Pendidikan dalam bahasa
Yunani berasal dari kata padegogik yaitu ilmu menuntun anak. Orang Romawi
melihat pendidikan sebagai educare, yaitu mengeluarkan dan menuntun, tindakan
merealisasikan potensi anak yang dibawa waktu dilahirkan di dunia. Bangsa
Jerman melihat pendidikan sebagai Erziehung yang setara dengan educare, yakni :
membangkitkan kekuatan terpendam atau mengaktifkan kekuatan atau potensi anak.
Dalam bahasa Jawa, pendidikan berarti panggulawentah (pengolahan – Red),
mengolah, mengubah kejiwaan, mematangkan
perasaan,
pikiran, kemauan dan watak, mengubah kepribadian sang
anak.
Dalam Kamus Besar Bahasa
Indonesia (KBBI) pendidikan berasal dari kata dasar didik (mendidik), yaitu :
memelihara dan memberi latihan (ajaran, pimpinan) mengenai akhlak dan
kecerdasan pikiran. Sedangkan pendidikan mempunyai pengertian : proses
pengubahan sikap dan tata laku seseorang atau kelompok orang dalam usaha
mendewasakan manusia melalui upaya pengajaran dan latihan, proses perbuatan,
cara mendidik. Ki Hajar Dewantara mengartikan pendidikan sebagai daya upaya
untuk memajukan budi pekerti, pikiran serta jasmani anak, agar dapat memajukan
kesempurnaan hidup yaitu hidup dan menghidupkan anak yang selaras dengan
alam dan
masyarakatnya.
Dari
pengertian-pengertian dan analisis yang ada maka bisa disimpulkan bahwa
pendidikan adalah upaya menuntun anak sejak lahir untuk mencapai
kedewasaan jasmani dan rohani, dalam interaksi
alam beserta lingkungannya.
Dalam pendidikan
terdapat dua hal penting yaitu aspek kognitif (berpikir) dan aspek afektif
(merasa). Sebagai ilustrasi, saat kita mempelajari sesuatu maka di dalamnya tidak
saja proses berpikir yang ambil bagian tapi juga ada unsur-unsur yang berkaitan
dengan perasaan seperti semangat, suka dan lain-lain. Substansi pendidikan
menurut Ki Hajar Dewantara adalah membebaskan manusia dan menurut Drikarya
adalah memanusiakan manusia. Ini menunjukan bahwa para pakar pun menilai bahwa
pendidikan tidak hanya sekedar memperhatikan aspek
kognitif saja tapi
cakupannya harus lebih luas.
Bagaimana dengan
pendidikan di Indonesia?
Apakah pendidikan di
Indonesia memperhatikan permasalahan detail seperti ini? Inilah salah satu
kesalahan terbesar metode pendidikan yang dikembangkan di Indonesia.

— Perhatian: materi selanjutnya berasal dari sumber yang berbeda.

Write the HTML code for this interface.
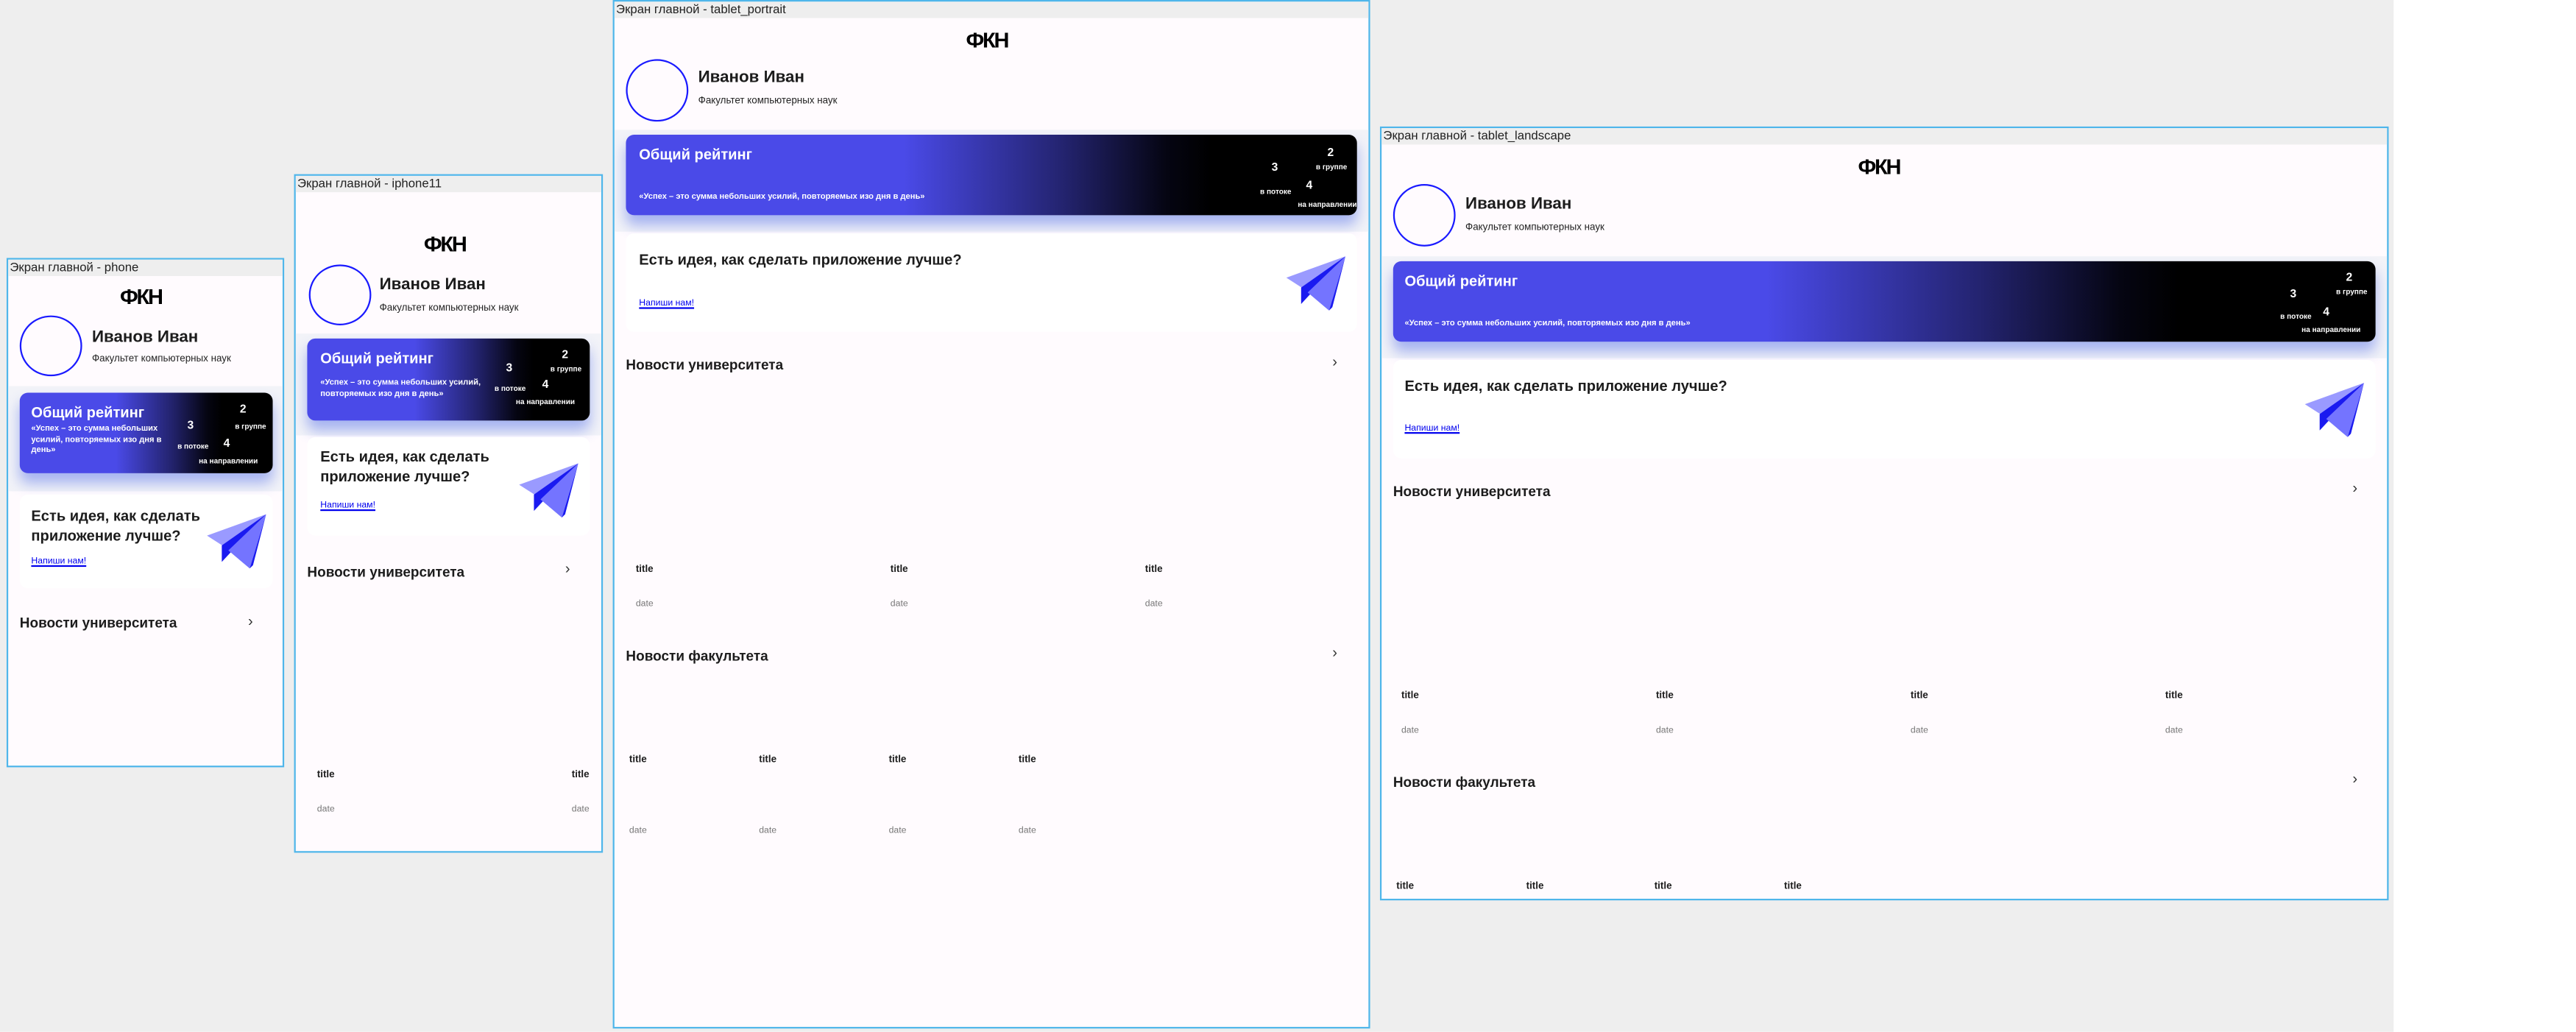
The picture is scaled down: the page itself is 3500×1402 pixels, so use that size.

Pendidikan kita sangat tidak memperhatikan aspek afektif (merasa), sehingga
kita hanya tercetak sebagai generasi-generasi yang pintar tapi tidak memiliki
karakter-karakter yang dibutuhkan oleh bangsa ini. Sudah 45 tahun Indonesia
merdeka, dan setiap tahunnya keluar ribuan hingga jutaan kaum intelektual. Tapi
tak kuasa mengubah nasib bangsa ini. Maka pasti ada yang salah dengan sistem
pendidikan yang kita kembangkan hingga saat ini.
Kesalahan kedua, sistem
pendidikan yang top-down atau dari atas kebawah. Freire menyebutnya dengan
banking-system. Dalam artian peserta didik dianggap sebagai safe-deposit-box
dimana guru mentransfer bahan ajar kepada peserta didik. Dan sewaktu-waktu jika
itu diperlukan maka akan diambil dan dipergunakan. Jadi peserta didik hanya
menampung apa yang disampaikan guru tanpa mencoba untuk berpikir lebih jauh
tentang apa yang diterimanya, atau minimal terjadi proses seleksi kritis
tentang bahan ajar yang ia terima. Dalam istilah bahasa arab pendidikan seperti
ini dikatakan sebagai taqlid. Artinya menerima atau mengikuti apa saja yang
dikatakan oleh para pendidik. Dan ini tidak sejalan dengan substansi pendidikan
yang membebaskan manusia
(Ki
Hajar
Dewantara).
Kesalahan ketiga, Saat
ini terjadi penyempitan makna dari pendidikan itu sendiri ketika
istilah-istilah industri mulai meracuni istilah istilah pendidikan. Di tandai
dengan bergantinya manusia menjadi Sumber Daya Manusia (SDM).